Each time you start dreaming again, you remind yourself of these opinions.
This is the vicious cycle of strengthening a fear-based mindset. You have always had the truth. You chose to bury it under a sea of insecurity and fear.

What’s triggering these mental messages
Having a dream, big or small, takes courage. It requires you to stop and resist the currents and conditions of a trajectory that many of us unknowingly agreed to. You are required to seek the possibility of things you have been told did exist.
That is a scary place to be and it may require you to take this journey alone. We are seeking validation or confirmation from people who never realized their dreams. Those people may have the best intentions, but they’re no longer able to guide you without some level of impact from their failures.
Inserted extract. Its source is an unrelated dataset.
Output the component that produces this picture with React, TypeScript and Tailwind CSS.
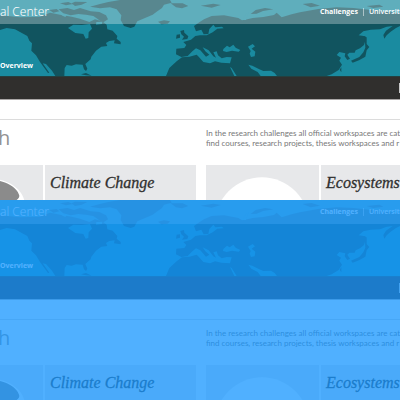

They’re the ones who have inserted the subconscious beliefs that you are trying to prove wrong.
You must seek out those who have already dispelled the thoughts that you have about yourself or your ideal life.
How to productively seek out more successful people without getting triggered
Seeking out people who have successfully navigated through your current phase of life may trigger your insecurities.
It’s natural for us to judge others successes and overlook their journey to success. The intent of seeking out successful people is to force your mind to seek out the objective facts about this person.
Your ego will tell you to believe that this person was better off than you. You may believe that this person had more resources than you and that's why he/she was successful. It will make you think you should believe that you’re not good enough as a survival strategy because it doesn’t want to challenge what it believes to be true about how you got to where you are today.
The best way to seek out success stories is to be intentional about finding information on a successful person’s early stages, failures, candid conversations, and moments of similarity to your feelings or mindset.
The intent behind this practice is to give yourself permission and grace to be mediocre. It’s an opportunity for you to normalize starting small and building as you learn.
You will approach a new level of fear or insecurity with each new stage of faith. Trust that when you lean into your calling, God will present you with the resources you need to navigate through it.